# Seminars & Events for Algebraic Geometry Seminar

##### Intersection numbers and higher derivatives of L-functions for functions fields, I

In joint work with Wei Zhang, we prove a higher derivative analogue of the Waldspurger formula and the Gross-Zagier formula in the function field setting under the assumption that the relevant objects are everywhere unramified. Our formula relates the self-intersection number of certain cycles on the moduli of Shtukas for GL(2) to higher derivatives of automorphic L-functions for GL(2). In this first talk, I will explain the geometric construction behind the formula.

##### Hodge ideals

I will present joint work with M. Mustata, in which we study a sequence of ideals arising naturally from M. Saito's Hodge filtration on the localization along a hypersurface. The multiplier ideal of the hypersurface appears as the first step in this sequence, which as a whole provides a more refined measure of singularities. We give applications to the comparison between the Hodge filtration and the pole order filtration, adjunction, and the singularities of hypersurfaces in projective space and theta divisors on abelian varieties.
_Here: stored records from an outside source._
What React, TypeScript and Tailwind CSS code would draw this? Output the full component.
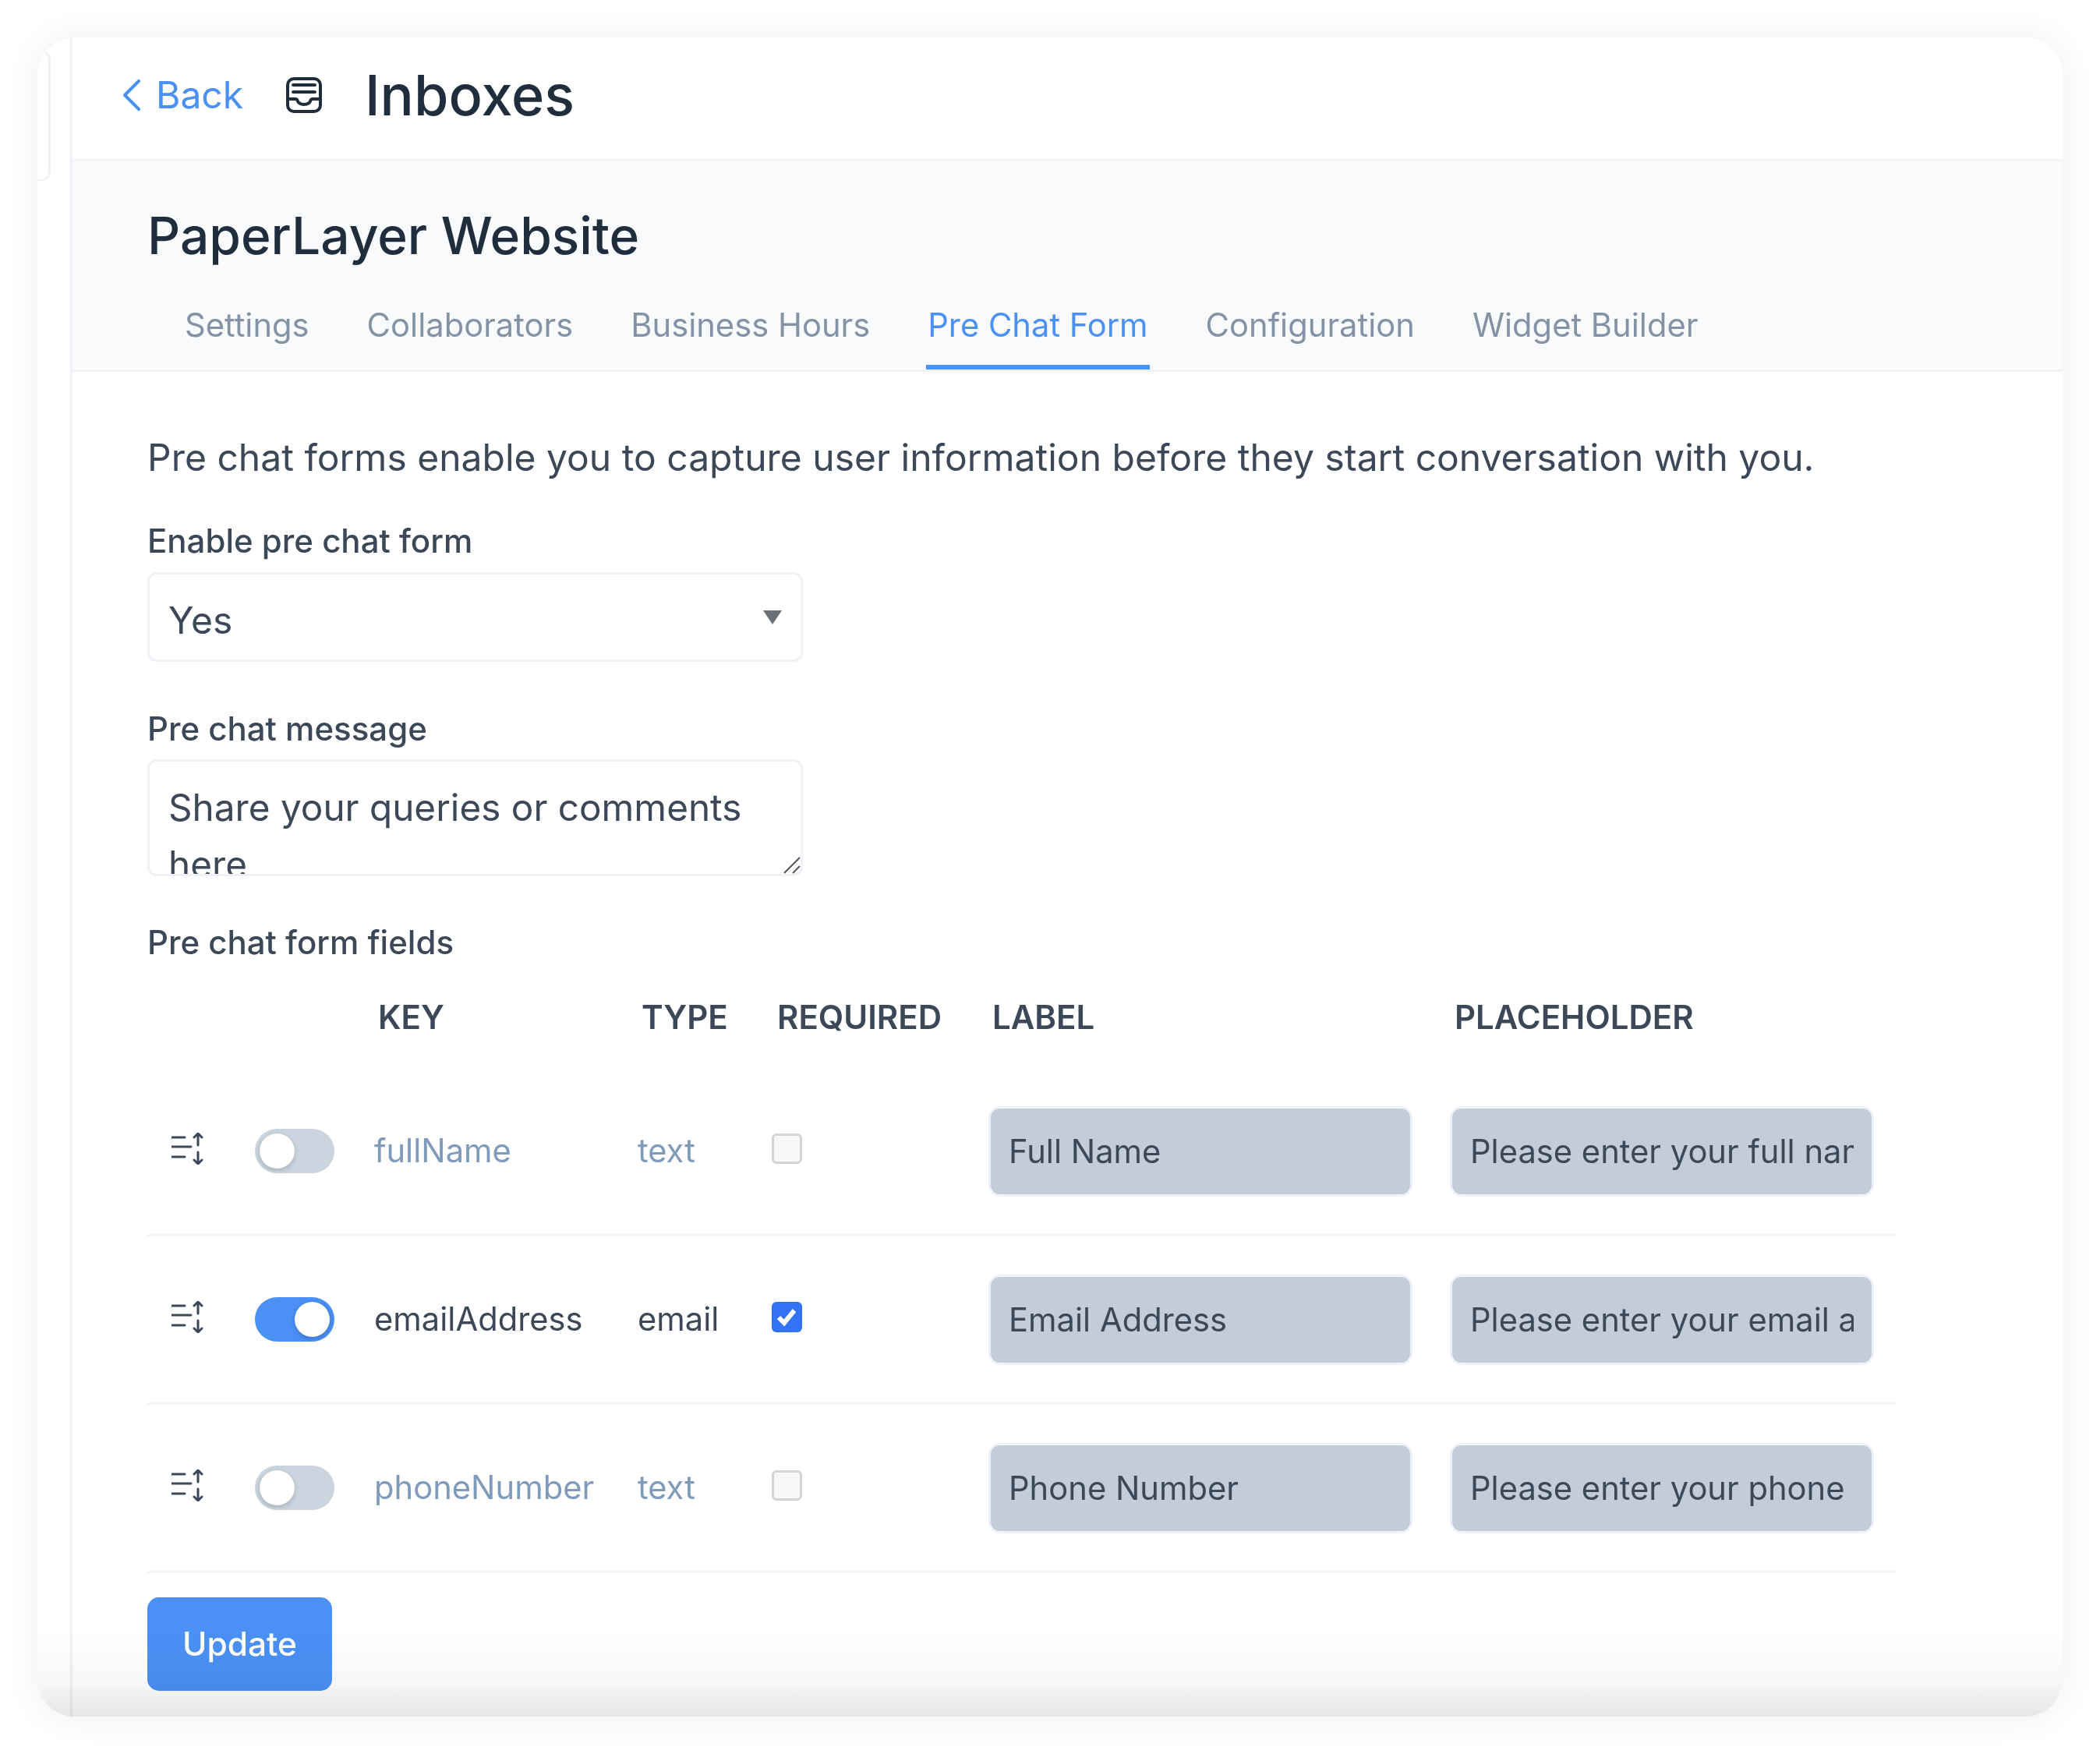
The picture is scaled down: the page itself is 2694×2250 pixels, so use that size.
import { ChevronLeft } from 'lucide-react';

const tabs = ['Settings', 'Collaborators', 'Business Hours', 'Pre Chat Form', 'Configuration', 'Widget Builder'];

const fields = [
  { name: 'fullName', type: 'text', enabled: false, label: 'Full Name', placeholder: 'Please enter your full name' },
  { name: 'emailAddress', type: 'email', enabled: true, label: 'Email Address', placeholder: 'Please enter your email address' },
  { name: 'phoneNumber', type: 'text', enabled: false, label: 'Phone Number', placeholder: 'Please enter your phone number' },
];

const columns = 'grid grid-cols-[138px_153px_338px_172px_278px_592px_572px] items-center';

function InboxIcon() {
  return (
    <svg width="46" height="46" viewBox="0 0 46 46" fill="none" stroke="#1f2d3d" strokeWidth="4" strokeLinecap="round" strokeLinejoin="round">
      <rect x="2" y="2" width="42" height="42" rx="8" />
      <path d="M9 10h28M9 19h28" />
      <path d="M2 28h10c1 0 2 .6 2.400 1.600C15.500 33 19 35 23 35s7.500-2 8.600-5.400c.4-1 1.400-1.600 2.400-1.600h10" />
    </svg>
  );
}

function SortIcon() {
  return (
    <svg width="42" height="41" viewBox="0 0 42 41" fill="none" stroke="#3c4858" strokeWidth="3" strokeLinecap="round" strokeLinejoin="round">
      <path d="M1 6h16M1 18h24M1 31h16" />
      <path d="M34 1v15M29 6l5-5 5 5" />
      <path d="M34 25v15M29 35l5 5 5-5" />
    </svg>
  );
}

function Toggle({ on }: { on: boolean }) {
  return (
    <div className={`flex h-[57px] w-[102px] items-center rounded-full px-[6px] ${on ? 'justify-end bg-[#4a90f5]' : 'justify-start bg-[#cbd5df]'}`}>
      <div className="h-[45px] w-[45px] rounded-full bg-white shadow-[0_2px_6px_rgba(0,0,0,0.2)]" />
    </div>
  );
}

export default function App() {
  return (
    <div className="h-[2250px] w-[2694px] overflow-hidden bg-white p-[48px] font-['Inter',sans-serif] text-[#3c4858]">
      <div className="relative flex h-[2154px] w-[2598px] overflow-hidden rounded-[48px] bg-white shadow-[0_0_48px_rgba(0,0,0,0.07)]">
        {/* Sidebar edge */}
        <aside className="w-[45px] shrink-0 border-r-[3px] border-[#eef2f6] pt-[17px]">
          <div className="h-[167px] w-[17px] rounded-r-[12px] border-y-[2px] border-r-[3px] border-[#eef2f6]" />
        </aside>

        <main className="flex min-w-0 flex-1 flex-col">
          {/* Top bar */}
          <header className="flex h-[159px] shrink-0 items-center border-b-[3px] border-[#f1f3f7] pb-[9px] pl-[40px]">
            <div className="flex w-[234px] items-center text-[#4a90f5]">
              <ChevronLeft className="h-[72px] w-[72px] shrink-0" strokeWidth={1.35} />
              <span className="ml-[-5px] text-[48px]">Back</span>
            </div>
            <InboxIcon />
            <h1 className="ml-[55px] text-[72px] font-medium text-[#1f2d3d]">Inboxes</h1>
          </header>

          {/* Inbox title and tabs */}
          <section className="h-[270px] shrink-0 border-b-[3px] border-[#f1f3f7] bg-[#f9fafc] pl-[96px]">
            <h2 className="pt-[55px] text-[65.800px] leading-[80px] font-medium text-[#1f2d3d]">PaperLayer Website</h2>
            <nav className="mt-[49px] ml-[46px] flex gap-[70px]">
              {tabs.map((tab) => (
                <div
                  key={tab}
                  className={`h-[83px] border-b-[6px] px-[2px] text-[41.700px] leading-[52px] ${tab === 'Pre Chat Form' ? 'border-[#4a93f9] text-[#4a90f5]' : 'border-transparent text-[#8492a6]'}`}
                >
                  {tab}
                </div>
              ))}
            </nav>
          </section>

          {/* Form */}
          <section className="flex-1 pl-[96px]">
            <p className="mt-[82px] text-[48px] leading-[56px]">Pre chat forms enable you to capture user information before they start conversation with you.</p>

            <label className="mt-[54px] block text-[42px] leading-[50px] font-medium">Enable pre chat form</label>
            <div className="relative mt-[15px] w-[841px]">
              <select className="block h-[115px] w-full appearance-none rounded-[12px] border-[3px] border-[#eef1f6] bg-white pt-[8px] pl-[24px] text-[48px] text-[#3c4858] outline-none">
                <option>Yes</option>
              </select>
              <svg width="24" height="18" viewBox="0 0 24 18" className="absolute top-[49px] right-[27px]">
                <path d="M0 0h24L12 18z" fill="#6b6f76" />
              </svg>
            </div>

            <label className="mt-[61px] block text-[42px] leading-[50px] font-medium">Pre chat message</label>
            <div className="relative mt-[14px] w-[841px]">
              <textarea
                readOnly
                value="Share your queries or comments here"
                className="block h-[150px] w-full resize-none overflow-hidden rounded-[12px] border-[3px] border-[#eef1f6] bg-white px-[24px] pt-[23px] text-[47.700px] leading-[73px] text-[#3c4858] outline-none"
              />
              <svg width="24" height="24" viewBox="0 0 24 24" className="absolute right-[2px] bottom-[2px]" stroke="#55585e" strokeWidth="2">
                <path d="M2 22L22 2M13 22l9-9" />
              </svg>
            </div>

            <label className="mt-[60px] block text-[42px] leading-[50px] font-medium">Pre chat form fields</label>

            {/* Field table */}
            <div className="w-[2243px]">
              <div className={`${columns} mt-[39px] h-[50px] text-[42px] font-semibold uppercase`}>
                <span />
                <span />
                <span className="pl-[5px]">Key</span>
                <span className="pl-[5px]">Type</span>
                <span className="pl-[7px]">Required</span>
                <span className="pl-[5px]">Label</span>
                <span className="pl-[6px]">Placeholder</span>
              </div>
              <div className="mt-[47px]">
                {fields.map((field) => (
                  <div key={field.name} className={`${columns} h-[216px] border-b-[3px] border-[#f1f4f8]`}>
                    <div className="mb-[7px] pl-[31px]">
                      <SortIcon />
                    </div>
                    <Toggle on={field.enabled} />
                    <span className={`text-[41.700px] ${field.enabled ? 'text-[#3c4858]' : 'text-[#7f9bbb]'}`}>{field.name}</span>
                    <span className={`text-[41.700px] ${field.enabled ? 'text-[#3c4858]' : 'text-[#7f9bbb]'}`}>{field.type}</span>
                    <div className="mb-[7px]">
                      {field.enabled ? (
                        <div className="flex h-[39px] w-[39px] items-center justify-center rounded-[6px] bg-[#3273f6]">
                          <svg width="29" height="29" viewBox="0 0 29 29" fill="none" stroke="#fff" strokeWidth="6">
                            <path d="M4 15l7 7L24 6" />
                          </svg>
                        </div>
                      ) : (
                        <div className="h-[39px] w-[39px] rounded-[6px] border-[3px] border-[#d4d4d4] bg-[#f8f8f8]" />
                      )}
                    </div>
                    <input
                      readOnly
                      value={field.label}
                      className="h-[116px] w-[544px] rounded-[15px] border-[3px] border-[#eef1f6] bg-[#c3ccd9] px-[23px] text-[41.700px] text-[#3c4858] outline-none"
                    />
                    <input
                      readOnly
                      value={field.placeholder}
                      className="h-[116px] w-[544px] rounded-[15px] border-[3px] border-[#eef1f6] bg-[#c3ccd9] px-[23px] text-[41.700px] text-[#3c4858] outline-none"
                    />
                  </div>
                ))}
              </div>
            </div>

            <button type="button" className="mt-[31px] h-[120px] w-[237px] rounded-[15px] bg-[#4a90f5] text-[42.500px] font-medium text-white">
              Update
            </button>
          </section>
        </main>

        {/* Bottom fade */}
        <div className="pointer-events-none absolute inset-x-0 bottom-0 h-[110px] bg-gradient-to-b from-white via-[#f7f7f7] via-60% to-[#e6e6e6] mix-blend-multiply" />
      </div>
    </div>
  );
}
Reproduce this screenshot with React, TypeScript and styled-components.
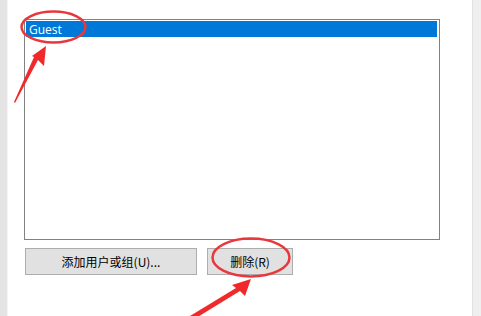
import React from "react";
import styled, { createGlobalStyle } from "styled-components";

const Global = createGlobalStyle`
  html, body { margin: 0; padding: 0; background: #ffffff; }
  body { width: 481px; height: 316px; overflow: hidden; font-family: "Noto Sans CJK SC", "Noto Sans", sans-serif; }
  #root { width: 481px; height: 316px; }
`;

const Frame = styled.div`
  position: relative;
  display: flex;
  width: 481px;
  height: 316px;
  overflow: hidden;
  background: #ffffff;
`;

const SideStrip = styled.div<{ $side: "left" | "right" }>`
  width: ${(p) => (p.$side === "left" ? "7px" : "8px")};
  flex: none;
  background: ${(p) => (p.$side === "left" ? "#e4e4e4" : "#efefef")};
  border-${(p) => (p.$side === "left" ? "right" : "left")}: 1px solid ${(p) => (p.$side === "left" ? "#f4f4f4" : "#e2e2e2")};
`;

const Main = styled.div`
  flex: 1;
  display: flex;
  flex-direction: column;
  padding: 19px 0 0 16px;
`;

const ListBox = styled.div`
  width: 413px;
  height: 217px;
  border: 1px solid #828282;
  background: #ffffff;
  padding: 1px 0 1px 1px;
  box-sizing: content-box;
`;

const Item = styled.div<{ $selected?: boolean }>`
  height: 16px;
  width: 411px;
  box-sizing: border-box;
  padding-left: 3px;
  display: flex;
  align-items: center;
  font-family: "Segoe UI", "Open Sans", "Noto Sans", sans-serif;
  font-size: 12px;
  color: ${(p) => (p.$selected ? "#ffffff" : "#000000")};
  background: ${(p) => (p.$selected ? "#0078d7" : "transparent")};
`;

const ButtonRow = styled.div`
  display: flex;
  gap: 10px;
  margin-top: 8px;
  padding-left: 1px;
`;

const Button = styled.div<{ $w: number }>`
  width: ${(p) => p.$w}px;
  height: 27px;
  box-sizing: border-box;
  border: 1px solid #adadad;
  background: #e1e1e1;
  display: flex;
  align-items: center;
  justify-content: center;
  font-family: "Noto Sans CJK SC", "Microsoft YaHei", sans-serif;
  font-size: 12px;
  color: #000000;
`;

const Overlay = styled.svg`
  position: absolute;
  left: 0;
  top: 0;
  pointer-events: none;
`;

export default function App() {
  return (
    <>
      <Global />
      <Frame>
        <SideStrip $side="left" />
        <Main>
          <ListBox>
            <Item $selected>Guest</Item>
          </ListBox>
          <ButtonRow>
            <Button $w={172}>添加用户或组(U)...</Button>
            <Button $w={86}>删除(R)</Button>
          </ButtonRow>
        </Main>
        <SideStrip $side="right" />
        <Overlay width="481" height="316" viewBox="0 0 481 316">
          <ellipse cx="53.5" cy="27" rx="32" ry="15.5" fill="none" stroke="#e8383d" strokeWidth="2.5" />
          <polygon points="46,46 44,66 38,60 15,103 14,102 34,57 32,56" fill="#f02a2a" />
          <ellipse cx="251" cy="257.5" rx="38.5" ry="19" fill="none" stroke="#e8383d" strokeWidth="2.5" />
          <polygon points="251,279 245,296 240,291 196,318 190,316 236,288 232,285" fill="#f02a2a" />
        </Overlay>
      </Frame>
    </>
  );
}
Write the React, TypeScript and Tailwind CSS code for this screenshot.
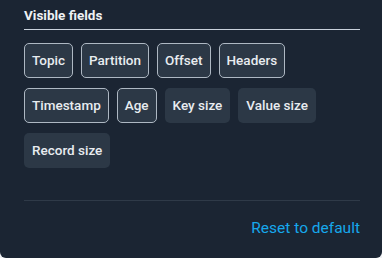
import { useState } from "react";

const FIELDS = [
  { name: "Topic", on: true },
  { name: "Partition", on: true },
  { name: "Offset", on: true },
  { name: "Headers", on: true },
  { name: "Timestamp", on: true },
  { name: "Age", on: true },
  { name: "Key size", on: false },
  { name: "Value size", on: false },
  { name: "Record size", on: false },
];

export default function App() {
  const [fields, setFields] = useState(FIELDS);

  const toggle = (name: string) => {
    setFields(fields.map((f) => (f.name === name ? { ...f, on: !f.on } : f)));
  };

  return (
    <div className="w-[382px] h-[258px] bg-[#eef0f3] font-['Roboto',sans-serif]">
      <div className="h-full bg-[#1b2533] rounded-b-[6px] flex flex-col pl-6 pr-[22px] pt-[7px]">
        <div className="text-[13.5px] font-bold leading-[16px] text-[#eef1f4] pb-[6px] border-b border-[#c9d1db]">
          Visible fields
        </div>

        <div className="mt-[13px] flex flex-wrap gap-x-2 gap-y-[10px]">
          {fields.map((f) => (
            <button
              key={f.name}
              onClick={() => toggle(f.name)}
              className={
                "h-[35px] px-[7px] rounded-[5px] bg-[#2c3846] text-[13.5px] font-medium text-[#e8ecf0] border " +
                (f.on ? "border-[#aeb8c3]" : "border-transparent")
              }
            >
              {f.name}
            </button>
          ))}
        </div>

        <div className="mt-[32px] border-t border-[#2f3a48]" />

        <div className="mt-[15px] text-right">
          <button
            onClick={() => setFields(FIELDS)}
            className="text-[15.5px] leading-[20px] text-[#16a8ec]"
          >
            Reset to default
          </button>
        </div>
      </div>
    </div>
  );
}
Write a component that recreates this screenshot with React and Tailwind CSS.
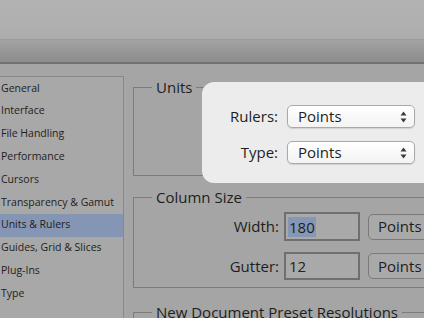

##### Mirror symmetry, elliptic fibrations, and Jacobi forms

**Please note special day (Wednesday). **We conjecture, with evidence, that the all-genus Gromov-Witten generating function of an elliptically fibered Calabi-Yau threefold is expressed as a quotient of weak Jacobi forms with a universal denominator. For the Calabi-Yau Weierstrass fibration over the projective plane, the conjecture allows the GW invariants for any curve class to be computed algorithmically up to genus 189, while the GW invariants for curve classes which project to a plane curve of degree at most 20 can be computed algorithmically to arbitrarily high genus. This talk is based on joint work with Min-xin Huang and Albrecht Klemm.